El calor del cigarrillo empezaba a quemarle los dedos y lo apagó en los restos del desayuno. Hacía tiempo que no se sentía así, atiborrada de felicidad. Dio un respingo llena de emoción sin soltar la nota y cogió el teléfono. No había línea. Se había olvidado. Había cortado la línea. Tras echarle un último vistazo, terminó de memorizar el cuadradito de papel, lo dobló cuidadosamente y se lo tragó. Afuera el canto de la cigarra se expandía como el cólera o la peste sobre París.

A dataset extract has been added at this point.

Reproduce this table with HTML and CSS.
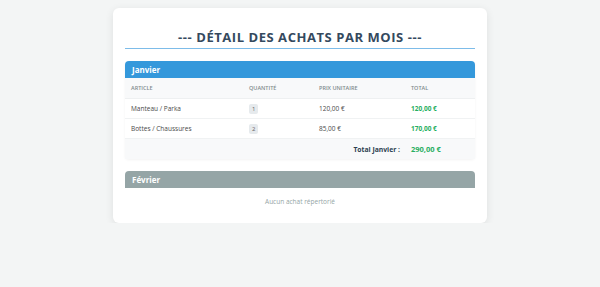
FILE: index.html
```html
<!DOCTYPE html>
<html lang="fr">
<head>
<meta charset="utf-8">
<title>Détail des achats par mois</title>
<link rel="stylesheet" href="styles.css">
</head>
<body>
<div class="card">
  <h2 class="title">--- DÉTAIL DES ACHATS PAR MOIS ---</h2>
  <section class="month">
    <div class="month-head blue">Janvier</div>
    <table class="items">
      <colgroup><col class="c1"><col class="c2"><col class="c3"><col class="c4"></colgroup>
      <thead>
        <tr><th>Article</th><th>Quantité</th><th>Prix unitaire</th><th>Total</th></tr>
      </thead>
      <tbody>
        <tr><td>Manteau / Parka</td><td><span class="qty">1</span></td><td>120,00 €</td><td class="amt">120,00 €</td></tr>
        <tr><td>Bottes / Chaussures</td><td><span class="qty">2</span></td><td>85,00 €</td><td class="amt">170,00 €</td></tr>
        <tr class="sum"><td colspan="3" class="sum-label">Total Janvier :</td><td class="amt">290,00 €</td></tr>
      </tbody>
    </table>
  </section>
  <section class="month">
    <div class="month-head grey">Février</div>
    <p class="empty">Aucun achat répertorié</p>
  </section>
</div>
</body>
</html>
```
FILE: styles.css
```css
html, body {
  margin: 0;
  padding: 0;
}
body {
  background: #f3f5f5;
  font-family: "Open Sans", "DejaVu Sans", sans-serif;
  padding-top: 8px;
}
.card {
  width: 350px;
  margin: 0 auto;
  background: #fff;
  border-radius: 6px;
  box-shadow: 0 2px 8px rgba(0, 0, 0, 0.09);
  padding: 20px 12px 10px;
}
.title {
  margin: 0 0 12px;
  text-align: center;
  font-size: 13px;
  line-height: 18px;
  font-weight: 700;
  letter-spacing: 0.55px;
  color: #34495e;
  padding-bottom: 2px;
  border-bottom: 1px solid #7dbce9;
}
.month {
  margin-bottom: 12px;
  border-radius: 4px;
  box-shadow: 0 1px 3px rgba(0, 0, 0, 0.05);
}
.month:last-child {
  margin-bottom: 0;
  box-shadow: none;
}
.month-head {
  color: #fff;
  font-size: 8px;
  font-weight: 700;
  line-height: 11px;
  padding: 3px 7px;
  border-radius: 4px 4px 0 0;
}
.blue { background: #3498db; }
.grey { background: #95a5a6; }
.items {
  width: 100%;
  border-collapse: collapse;
  table-layout: fixed;
}
.c1 { width: 118px; }
.c2 { width: 70px; }
.c3 { width: 92px; }
.c4 { width: 70px; }
.items th {
  background: #f8f9fa;
  text-align: left;
  font-size: 5.5px;
  font-weight: 600;
  color: #808b8d;
  text-transform: uppercase;
  height: 20px;
  padding: 0 6px;
  border-bottom: 1px solid #eef0f1;
}
.items td {
  font-size: 6.5px;
  color: #4a4a4a;
  height: 19px;
  padding: 0 6px;
  border-bottom: 1px solid #f0f2f3;
}
.qty {
  display: inline-block;
  background: #e6eaed;
  color: #666;
  font-size: 6px;
  line-height: 10px;
  padding: 0 3px;
  border-radius: 2px;
}
.items td.amt {
  color: #27ae60;
  font-weight: 700;
}
.sum td {
  background: #f8f9fa;
  border-bottom: none;
  height: 20px;
}
.items td.sum-label {
  text-align: right;
  padding-right: 5px;
  font-weight: 700;
  font-size: 6.8px;
  color: #2c3e50;
}
.sum td.amt {
  font-size: 7.5px;
}
.empty {
  margin: 0;
  text-align: center;
  font-size: 6.5px;
  color: #95a5a6;
  padding: 9px 0 7px;
}
```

Pensó, mientras rumiaba el estilo epistolar de Karan, en aquellos documentales rusos que se hacían en la década de los diez sobre ciertos experimentos biológicos japoneses tras la bomba de Hiroshima, variaciones más o menos abyectas de Philosophy of a Knife de Iskanov, que sus padres le llevaban a ver, de pequeña, en el cine comunal: montajes en los que se prefiguraban laberintos irresistibles para la mente absorta en imágenes de cuerpos tumefactos, muertos o medio fallecidos. Entonces reparó otra vez, aunque más bien lo estaba percibiendo como la primera, del crimen sentimental y sexual que había perpetrado ella solita en aquella casa. Por primera vez (y ésta lo era sin lugar a dudas) había infringido el mayor dolor. Era consciente. El ataque metálico de la cigarra consiguió excitarla de nuevo, recordó aquel dildo electroacústico que tuvo la oportunidad de probar en Tokio las navidades pasadas. Afuera el sol estaba en su cenit, le esperaba una hermosa tarde de verano para ella sola. Era una puta lesbiana mujer libre y sabía manejarse por sí misma. Aún sentía la quemazón entre sus dedos, entre las piernas, en los pliegues y ondulaciones de la carne. En el reverso Karan había apuntado la dirección del hotel y un número de cuenta, asociado a un código y a ninguna traba, que acabaría por devolverle sus vacaciones, evitándole estorbos, posibles incomodidades. Pero ella era consciente, y se bastaba por sí misma. La muerte no era más que una artificiosa afección laica, una pseudoicteria provocada por la ingesta de ácido pícrico en la Gran Guerra de 1917.
Puso el canal local. Lo de siempre: la prima Ali recomienda Plumisodio, hará que las células cutáneas se regeneren por medio de un masaje dérmico. Entrará en el sorteo de un pequeño autómata de bolsillo, y un kit de baño Siemens especialmente pensado contra la sequedad vaginal. Esa misma tarde cogería el autobús de la playa, se llevaría a Turek. Escogerían juntos una nueva víctima. El ritual de todas las semanas. Aunque lo primero ahora iba a ser plastificar a aquella desgraciada, a aquel ángel troceado. Lo segundo, limpiar sus plumas y su sangre.